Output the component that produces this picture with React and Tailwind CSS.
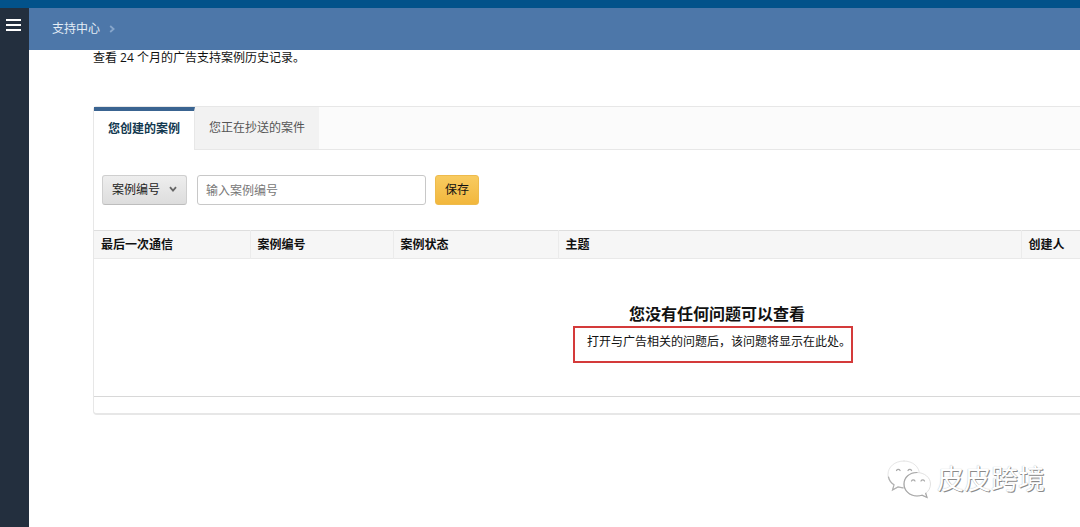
import { useState } from "react";

const columns = [
  { label: "最后一次通信", width: "w-[156px]" },
  { label: "案例编号", width: "w-[143px]" },
  { label: "案例状态", width: "w-[165px]" },
  { label: "主题", width: "w-[463px]" },
  { label: "创建人", width: "" },
];

const tabs = [
  { id: "created", label: "您创建的案例" },
  { id: "cc", label: "您正在抄送的案件" },
];

const Chevron = ({ className }) => (
  <svg viewBox="0 0 8 8" className={className} fill="none" stroke="currentColor" aria-hidden="true">
    <path d="M1 2.2 4 5.6 7 2.2" strokeWidth="1.8" />
  </svg>
);

const Watermark = () => (
  <div className="absolute bottom-[28px] right-[35px] flex items-center gap-[5px] pointer-events-none">
    <svg viewBox="0 0 46 40" className="w-[46px] h-[40px]" fill="#fff" strokeLinecap="round">
      <path
        d="M18 2C8.500 2 2 8 2 15.500c0 4.500 2.300 8 6 10.300L6.500 31l5.500-3c2 .6 4 .9 6 .9 9 0 15.500-5.900 15.500-13.400S27 2 18 2Z"
        stroke="#e6e6e6"
        strokeWidth="1"
      />
      <path d="M2.500 18c.7 3.200 2.700 5.900 5.500 7.800L6.500 31l5.500-3 5 .9" fill="none" stroke="#b0b0b0" strokeWidth="1.200" />
      <path d="M10.500 11.500a2 2 0 0 1 3.600 0M22 11.500a2 2 0 0 1 3.600 0" fill="none" stroke="#aaa" strokeWidth="1.200" />
      <path
        d="M31 13.500c-7.500 0-13 5-13 11.500s5.500 12 13 12c1.800 0 3.500-.3 5-.8l5 2.300-1.300-4.200c3-2.200 4.800-5.500 4.800-9.300 0-6.500-6-11.500-13.500-11.500Z"
        stroke="#e2e2e2"
        strokeWidth="1"
      />
      <path d="M31 13.500c-7.500 0-13 5-13 11.500s5.500 12 13 12c1.800 0 3.500-.3 5-.8l5 2.300-1.300-4.200" fill="none" stroke="#a8a8a8" strokeWidth="1.200" />
      <path d="M25.500 22a2 2 0 0 1 3.500 0M35 22a2 2 0 0 1 3.500 0" fill="none" stroke="#aaa" strokeWidth="1.200" />
    </svg>
    <span className="text-[27px] leading-[36px] text-white [text-shadow:1px_1px_0_#8a8a8a,0_0_1px_#aaa]">皮皮跨境</span>
  </div>
);

const App = () => {
  const [activeTab, setActiveTab] = useState("created");
  const [caseId, setCaseId] = useState("");

  return (
    <div className="relative min-h-screen flex flex-col overflow-hidden bg-white text-xs text-[#111] font-['Open_Sans','Noto_Sans_CJK_SC',sans-serif]">
      <div className="h-2 bg-[#02528a]" />

      <div className="flex flex-1">
        {/* Sidebar */}
        <aside className="w-[29px] shrink-0 bg-[#232f3e] pt-[10px]">
          <button aria-label="菜单" className="block ml-[6px] text-white">
            <svg viewBox="0 0 15 14" className="w-[15px] h-[14px]" stroke="currentColor" strokeWidth="2">
              <path d="M0 2h15M0 7h15M0 12h15" />
            </svg>
          </button>
        </aside>

        <div className="flex-1 min-w-0">
          <header className="h-[42px] flex items-center gap-2 pl-[23px] bg-[#4d77a9] text-[#e4edf6]">
            <a href="#support">支持中心</a>
            <Chevron className="w-2 h-2 -rotate-90 text-[#86a5ca]" />
          </header>

          <main className="pl-16 overflow-hidden">
            <p className="leading-4">查看 24 个月的广告支持案例历史记录。</p>

            <div className="mt-10 min-w-[1248px] border border-[#e7e7e7] border-b-2 rounded-sm">
              {/* Tabs */}
              <div role="tablist" className="flex h-[43px] bg-[#fbfbfb]">
                {tabs.map((tab) => (
                  <button
                    key={tab.id}
                    role="tab"
                    aria-selected={activeTab === tab.id}
                    onClick={() => setActiveTab(tab.id)}
                    className={
                      activeTab === tab.id
                        ? "px-[14px] pb-1 bg-white font-bold text-[#12384f] border-t-4 border-r border-t-[#3a6491] border-r-[#e7e7e7]"
                        : "px-[14px] bg-[#f2f2f2] text-[#555] border-b border-[#e7e7e7]"
                    }
                  >
                    {tab.label}
                  </button>
                ))}
                <div className="flex-1 border-b border-[#e7e7e7]" />
              </div>

              {/* Search */}
              <form className="flex items-center py-[25px] pl-2" onSubmit={(e) => e.preventDefault()}>
                <div className="relative">
                  <select
                    aria-label="搜索条件"
                    className="appearance-none block w-[85px] h-[30px] pl-[9px] rounded-[3px] border border-[#cfcfcf] border-b-[#bdbdbd] bg-linear-to-b from-[#eeeeee] to-[#dddddd] text-[#222]"
                  >
                    <option>案例编号</option>
                    <option>案例状态</option>
                    <option>主题</option>
                  </select>
                  <Chevron className="absolute right-[10px] top-[10px] w-2 h-2 text-[#666] pointer-events-none" />
                </div>
                <input
                  type="text"
                  aria-label="案例编号"
                  placeholder="输入案例编号"
                  value={caseId}
                  onChange={(e) => setCaseId(e.target.value)}
                  className="ml-[10px] w-[229px] h-[30px] px-2 rounded-[3px] border border-[#c8c8c8] bg-white placeholder:text-[#777]"
                />
                <button
                  type="submit"
                  className="ml-[9px] w-[44px] h-[30px] rounded-[3px] border border-[#eebb4c] bg-linear-to-b from-[#f8cb60] to-[#f2b73c]"
                >
                  保存
                </button>
              </form>

              <table className="w-full table-fixed border-collapse">
                <thead>
                  <tr className="h-7 bg-[#f6f6f6] border-y border-t-[#dedede] border-b-[#e9e9e9]">
                    {columns.map((col) => (
                      <th
                        key={col.label}
                        scope="col"
                        className={`${col.width} px-[7px] text-left font-bold border-r border-[#ebebeb] last:border-r-0`}
                      >
                        {col.label}
                      </th>
                    ))}
                  </tr>
                </thead>
                <tbody>
                  <tr className="border-b border-[#d8d8d8]">
                    <td colSpan={columns.length} className="h-[138px] pt-[43px] align-top text-center">
                      <h2 className="text-base leading-6 font-bold">您没有任何问题可以查看</h2>
                      <p className="inline-block h-[37px] mr-2 pl-3 leading-[28px] border-2 border-[#d43a3a]">
                        打开与广告相关的问题后，该问题将显示在此处。
                      </p>
                    </td>
                  </tr>
                </tbody>
              </table>
              <div className="h-4" />
            </div>
          </main>
        </div>
      </div>

      <Watermark />
    </div>
  );
};

export default App;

* _Requirements_: Reproduce the material above in full, exactly, with no images.

* _Task response_:
Output the component that produces this picture with React and Tailwind CSS.
import { useState } from "react";

const columns = [
  { label: "最后一次通信", width: "w-[156px]" },
  { label: "案例编号", width: "w-[143px]" },
  { label: "案例状态", width: "w-[165px]" },
  { label: "主题", width: "w-[463px]" },
  { label: "创建人", width: "" },
];

const tabs = [
  { id: "created", label: "您创建的案例" },
  { id: "cc", label: "您正在抄送的案件" },
];

const Chevron = ({ className }) => (
  <svg viewBox="0 0 8 8" className={className} fill="none" stroke="currentColor" aria-hidden="true">
    <path d="M1 2.2 4 5.6 7 2.2" strokeWidth="1.8" />
  </svg>
);

const Watermark = () => (
  <div className="absolute bottom-[28px] right-[35px] flex items-center gap-[5px] pointer-events-none">
    <svg viewBox="0 0 46 40" className="w-[46px] h-[40px]" fill="#fff" strokeLinecap="round">
      <path
        d="M18 2C8.500 2 2 8 2 15.500c0 4.500 2.300 8 6 10.300L6.500 31l5.500-3c2 .6 4 .9 6 .9 9 0 15.500-5.900 15.500-13.400S27 2 18 2Z"
        stroke="#e6e6e6"
        strokeWidth="1"
      />
      <path d="M2.500 18c.7 3.200 2.700 5.900 5.500 7.800L6.500 31l5.500-3 5 .9" fill="none" stroke="#b0b0b0" strokeWidth="1.200" />
      <path d="M10.500 11.500a2 2 0 0 1 3.600 0M22 11.500a2 2 0 0 1 3.600 0" fill="none" stroke="#aaa" strokeWidth="1.200" />
      <path
        d="M31 13.500c-7.500 0-13 5-13 11.500s5.500 12 13 12c1.800 0 3.500-.3 5-.8l5 2.300-1.300-4.200c3-2.200 4.800-5.500 4.800-9.300 0-6.500-6-11.500-13.500-11.500Z"
        stroke="#e2e2e2"
        strokeWidth="1"
      />
      <path d="M31 13.500c-7.500 0-13 5-13 11.500s5.500 12 13 12c1.800 0 3.500-.3 5-.8l5 2.300-1.300-4.200" fill="none" stroke="#a8a8a8" strokeWidth="1.200" />
      <path d="M25.500 22a2 2 0 0 1 3.500 0M35 22a2 2 0 0 1 3.500 0" fill="none" stroke="#aaa" strokeWidth="1.200" />
    </svg>
    <span className="text-[27px] leading-[36px] text-white [text-shadow:1px_1px_0_#8a8a8a,0_0_1px_#aaa]">皮皮跨境</span>
  </div>
);

const App = () => {
  const [activeTab, setActiveTab] = useState("created");
  const [caseId, setCaseId] = useState("");

  return (
    <div className="relative min-h-screen flex flex-col overflow-hidden bg-white text-xs text-[#111] font-['Open_Sans','Noto_Sans_CJK_SC',sans-serif]">
      <div className="h-2 bg-[#02528a]" />

      <div className="flex flex-1">
        {/* Sidebar */}
        <aside className="w-[29px] shrink-0 bg-[#232f3e] pt-[10px]">
          <button aria-label="菜单" className="block ml-[6px] text-white">
            <svg viewBox="0 0 15 14" className="w-[15px] h-[14px]" stroke="currentColor" strokeWidth="2">
              <path d="M0 2h15M0 7h15M0 12h15" />
            </svg>
          </button>
        </aside>

        <div className="flex-1 min-w-0">
          <header className="h-[42px] flex items-center gap-2 pl-[23px] bg-[#4d77a9] text-[#e4edf6]">
            <a href="#support">支持中心</a>
            <Chevron className="w-2 h-2 -rotate-90 text-[#86a5ca]" />
          </header>

          <main className="pl-16 overflow-hidden">
            <p className="leading-4">查看 24 个月的广告支持案例历史记录。</p>

            <div className="mt-10 min-w-[1248px] border border-[#e7e7e7] border-b-2 rounded-sm">
              {/* Tabs */}
              <div role="tablist" className="flex h-[43px] bg-[#fbfbfb]">
                {tabs.map((tab) => (
                  <button
                    key={tab.id}
                    role="tab"
                    aria-selected={activeTab === tab.id}
                    onClick={() => setActiveTab(tab.id)}
                    className={
                      activeTab === tab.id
                        ? "px-[14px] pb-1 bg-white font-bold text-[#12384f] border-t-4 border-r border-t-[#3a6491] border-r-[#e7e7e7]"
                        : "px-[14px] bg-[#f2f2f2] text-[#555] border-b border-[#e7e7e7]"
                    }
                  >
                    {tab.label}
                  </button>
                ))}
                <div className="flex-1 border-b border-[#e7e7e7]" />
              </div>

              {/* Search */}
              <form className="flex items-center py-[25px] pl-2" onSubmit={(e) => e.preventDefault()}>
                <div className="relative">
                  <select
                    aria-label="搜索条件"
                    className="appearance-none block w-[85px] h-[30px] pl-[9px] rounded-[3px] border border-[#cfcfcf] border-b-[#bdbdbd] bg-linear-to-b from-[#eeeeee] to-[#dddddd] text-[#222]"
                  >
                    <option>案例编号</option>
                    <option>案例状态</option>
                    <option>主题</option>
                  </select>
                  <Chevron className="absolute right-[10px] top-[10px] w-2 h-2 text-[#666] pointer-events-none" />
                </div>
                <input
                  type="text"
                  aria-label="案例编号"
                  placeholder="输入案例编号"
                  value={caseId}
                  onChange={(e) => setCaseId(e.target.value)}
                  className="ml-[10px] w-[229px] h-[30px] px-2 rounded-[3px] border border-[#c8c8c8] bg-white placeholder:text-[#777]"
                />
                <button
                  type="submit"
                  className="ml-[9px] w-[44px] h-[30px] rounded-[3px] border border-[#eebb4c] bg-linear-to-b from-[#f8cb60] to-[#f2b73c]"
                >
                  保存
                </button>
              </form>

              <table className="w-full table-fixed border-collapse">
                <thead>
                  <tr className="h-7 bg-[#f6f6f6] border-y border-t-[#dedede] border-b-[#e9e9e9]">
                    {columns.map((col) => (
                      <th
                        key={col.label}
                        scope="col"
                        className={`${col.width} px-[7px] text-left font-bold border-r border-[#ebebeb] last:border-r-0`}
                      >
                        {col.label}
                      </th>
                    ))}
                  </tr>
                </thead>
                <tbody>
                  <tr className="border-b border-[#d8d8d8]">
                    <td colSpan={columns.length} className="h-[138px] pt-[43px] align-top text-center">
                      <h2 className="text-base leading-6 font-bold">您没有任何问题可以查看</h2>
                      <p className="inline-block h-[37px] mr-2 pl-3 leading-[28px] border-2 border-[#d43a3a]">
                        打开与广告相关的问题后，该问题将显示在此处。
                      </p>
                    </td>
                  </tr>
                </tbody>
              </table>
              <div className="h-4" />
            </div>
          </main>
        </div>
      </div>

      <Watermark />
    </div>
  );
};

export default App;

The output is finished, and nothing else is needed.